A boost in the right direction came for Beykirch when local artists Rich Metcalf and Deanna Brooks started the Southwest Artist monthly challenges.
“I participated in all but the first one. I’ve been painting more regularly … and have submitted to upcoming exhibits” in Green Valley and Tubac, he points out.
“I look forward to the day when I can be part of and attend exhibits and performances in all of the arts,” he notes, as well as enjoying dark chocolate and a glass of red wine with his artist friends, the latter helping greatly in the earnest but frank judging of each other’s works.
Local artist Pat Doughty knows conditions have made it difficult for many folks, and she her heart goes out to those in distress.
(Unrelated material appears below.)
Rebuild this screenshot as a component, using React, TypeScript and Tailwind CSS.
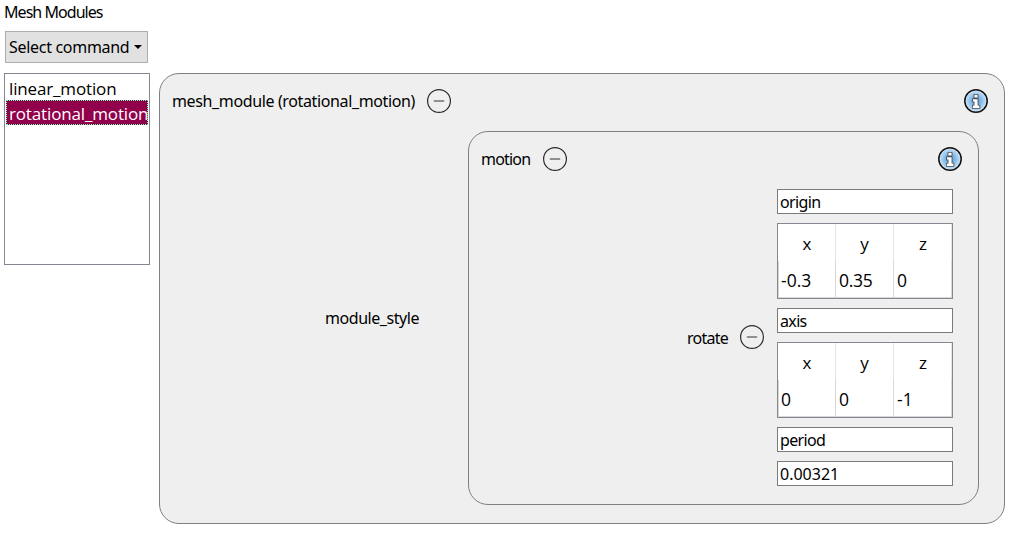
import type { ReactNode } from "react";
import clsx from "clsx";

const commands = ["linear_motion", "rotational_motion"];

type Vector = { x: string; y: string; z: string };

const origin: Vector = { x: "-0.3", y: "0.35", z: "0" };
const axis: Vector = { x: "0", y: "0", z: "-1" };

function CollapseButton() {
  return (
    <button type="button" aria-label="Collapse" className="size-6 shrink-0">
      <svg viewBox="0 0 24 24" className="block size-6" fill="none">
        <circle cx="12" cy="12" r="11.4" stroke="#2b2b2b" strokeWidth="1.2" />
        <path d="M6.8 12h10.4" stroke="#858585" strokeWidth="1.8" />
      </svg>
    </button>
  );
}

function InfoButton() {
  return (
    <button type="button" aria-label="Info" className="size-6 shrink-0">
      <svg viewBox="0 0 24 24" className="block size-6">
        <defs>
          <radialGradient id="info-fill" cx="0.5" cy="0.5" r="0.5">
            <stop offset="0" stopColor="#4f9fe0" />
            <stop offset="0.4" stopColor="#78b4e8" />
            <stop offset="1" stopColor="#d6e7f6" />
          </radialGradient>
        </defs>
        <circle
          cx="12"
          cy="12"
          r="11.2"
          fill="url(#info-fill)"
          stroke="#111"
          strokeWidth="1.5"
        />
        <path
          d="M10.4 5.8h3.2v2.7h-3.2zM9 10.2h4.6v6.4h1.8v2.3H8.8v-2.3h1.7v-4.1H9z"
          fill="#fff"
          stroke="#4a4f55"
          strokeWidth="1.8"
          strokeLinejoin="round"
          paintOrder="stroke"
        />
      </svg>
    </button>
  );
}

function Group({
  title,
  className,
  children,
}: {
  title: ReactNode;
  className?: string;
  children: ReactNode;
}) {
  return (
    <section
      className={clsx(
        "rounded-[20px] border border-[#808080] bg-[#efefef] pt-[15px] pl-3",
        className
      )}
    >
      <header className="flex h-6 items-center gap-3 pr-4">
        {title}
        <CollapseButton />
        <span className="flex-1" />
        <InfoButton />
      </header>
      {children}
    </section>
  );
}

function TextField({ value, className }: { value: string; className?: string }) {
  return (
    <div
      className={clsx(
        "h-[25px] border border-[#7a7a7a] bg-white pl-0.5 leading-6",
        className
      )}
    >
      {value}
    </div>
  );
}

function VectorTable({ value }: { value: Vector }) {
  return (
    <table className="h-[76px] w-full table-fixed border-separate border-spacing-0 border border-[#828790] bg-white font-['Open_Sans',sans-serif] text-[17px]">
      <thead>
        <tr className="h-[37px]">
          <th className="border-r border-[#e5e5e5] p-0 pt-0.5 pl-px font-normal">
            x
          </th>
          <th className="border-r border-[#e5e5e5] p-0 pt-0.5 font-normal">y</th>
          <th className="border-r border-[#e5e5e5] p-0 pt-0.5 pl-px font-normal">
            z
          </th>
        </tr>
      </thead>
      <tbody>
        <tr className="h-[37px] text-[17.5px]">
          <td className="border-r border-b border-l border-[#d8d8d8] p-0 pt-[3px] pl-0.5">
            {value.x}
          </td>
          <td className="border-r border-b border-[#d8d8d8] p-0 pt-[3px] pl-[3px] tracking-[-0.3px]">
            {value.y}
          </td>
          <td className="border-r border-b border-[#d8d8d8] p-0 pt-[3px] pl-[3px]">
            {value.z}
          </td>
        </tr>
      </tbody>
    </table>
  );
}

export default function App() {
  return (
    <main className="h-[533px] w-[1010px] overflow-hidden bg-white pl-1 font-['Noto_Sans',sans-serif] text-base text-black">
      <h1 className="h-[31px] leading-6 tracking-[-0.95px]">Mesh Modules</h1>
      <button
        type="button"
        className="ml-px flex h-8 w-[143px] items-center border border-[#adadad] bg-[#e1e1e1] pl-[3px] tracking-[-0.3px] whitespace-nowrap"
      >
        <span className="w-[125px] text-left">Select command</span>
        <svg viewBox="0 0 8 4" className="h-1 w-2 shrink-0">
          <path d="M0 0h8L4 4z" />
        </svg>
      </button>

      <div className="mt-2.5 flex items-start gap-[9px]">
        <ul className="h-48 w-[146px] shrink-0 border border-[#828790] bg-white p-px font-['Open_Sans',sans-serif] text-[17px]">
          {commands.map((name) => (
            <li
              key={name}
              className={clsx(
                "h-[25px] overflow-hidden pl-[3px] leading-7 tracking-[-0.15px] whitespace-nowrap",
                name === "rotational_motion" &&
                  "bg-[#91004b] text-white outline-1 -outline-offset-1 outline-dotted outline-[#6effb4]"
              )}
            >
              {name}
            </li>
          ))}
        </ul>

        <Group
          className="h-[451px] w-[846px]"
          title={
            <span className="w-[243px] tracking-[-0.37px] whitespace-nowrap">
              mesh_module (rotational_motion)
            </span>
          }
        >
          <div className="mt-[18px] flex items-center justify-end pr-[25px]">
            <span className="mr-12 w-[95px] tracking-[-0.45px]">
              module_style
            </span>
            <Group
              className="h-[374px] w-[511px]"
              title={<span className="w-[50px] tracking-[-0.8px]">motion</span>}
            >
              <div className="mt-[18px] flex items-center justify-end pr-[25px]">
                <div className="flex items-center pb-px">
                  <span className="w-[53px] pt-px tracking-[-0.75px]">
                    rotate
                  </span>
                  <CollapseButton />
                </div>
                <div className="ml-[13px] flex w-44 flex-col gap-[9px]">
                  <TextField value="origin" className="tracking-[-0.65px]" />
                  <VectorTable value={origin} />
                  <TextField value="axis" className="tracking-[-0.65px]" />
                  <VectorTable value={axis} />
                  <TextField value="period" className="tracking-[-0.65px]" />
                  <TextField value="0.00321" />
                </div>
              </div>
            </Group>
          </div>
        </Group>
      </div>
    </main>
  );
}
When her art show at the GVR East Center was locked up for three months this year, she missed group activities. But, Doughty says, “overall there have been many positive effects for me personally.”
It became her time to focus more on her art, do a lot of painting, and take art courses online that were not available before Zoom.
“I have been able to study with established artists across the country, in Maryland, Virginia, California, and even Australia without the travel and expense of an in-person workshop,” she points out.
It's her way of homing in on the positive!
Artist Layne Cook and her husband definitely miss their “old life” with its social occasions and travel since the pandemic struck but, all things considered, they dealt well with it at their summer home in Seattle and now in Green Valley.
“I removed my work from a gallery that wasn't well positioned to deal with the pandemic and went with one that was making changes to maximize exposure and sales while still following guidelines in the gallery space. Preparing for that show consumed much of my time over the summer. That was a good thing!” she says.
Over the summer she decided to rework paintings that had possibilities or paint over ones that simply weren't working. Cook also decided to give a bunch of paintings and clay pieces to a friend who was raising money for a local program to help the homeless, a nice option during the pandemic.
“In our current turbulent times, I gravitated toward retro and nostalgia in my subject matter, especially from my 'growing up' years in the '50s. In any case, the paintings in the show have received lots of positive attention from viewers — even young people — who enjoy thinking about "simpler times,” she says.
Cook misses the interaction with other creative people, and hopes the GVR clay studio and Santa Rita Art League space will open soon.
“In the meantime, I will continue to paint and send paintings off to the galleries. I think I have become a better painter during the COVID, and I hope to continue to hone my skills.”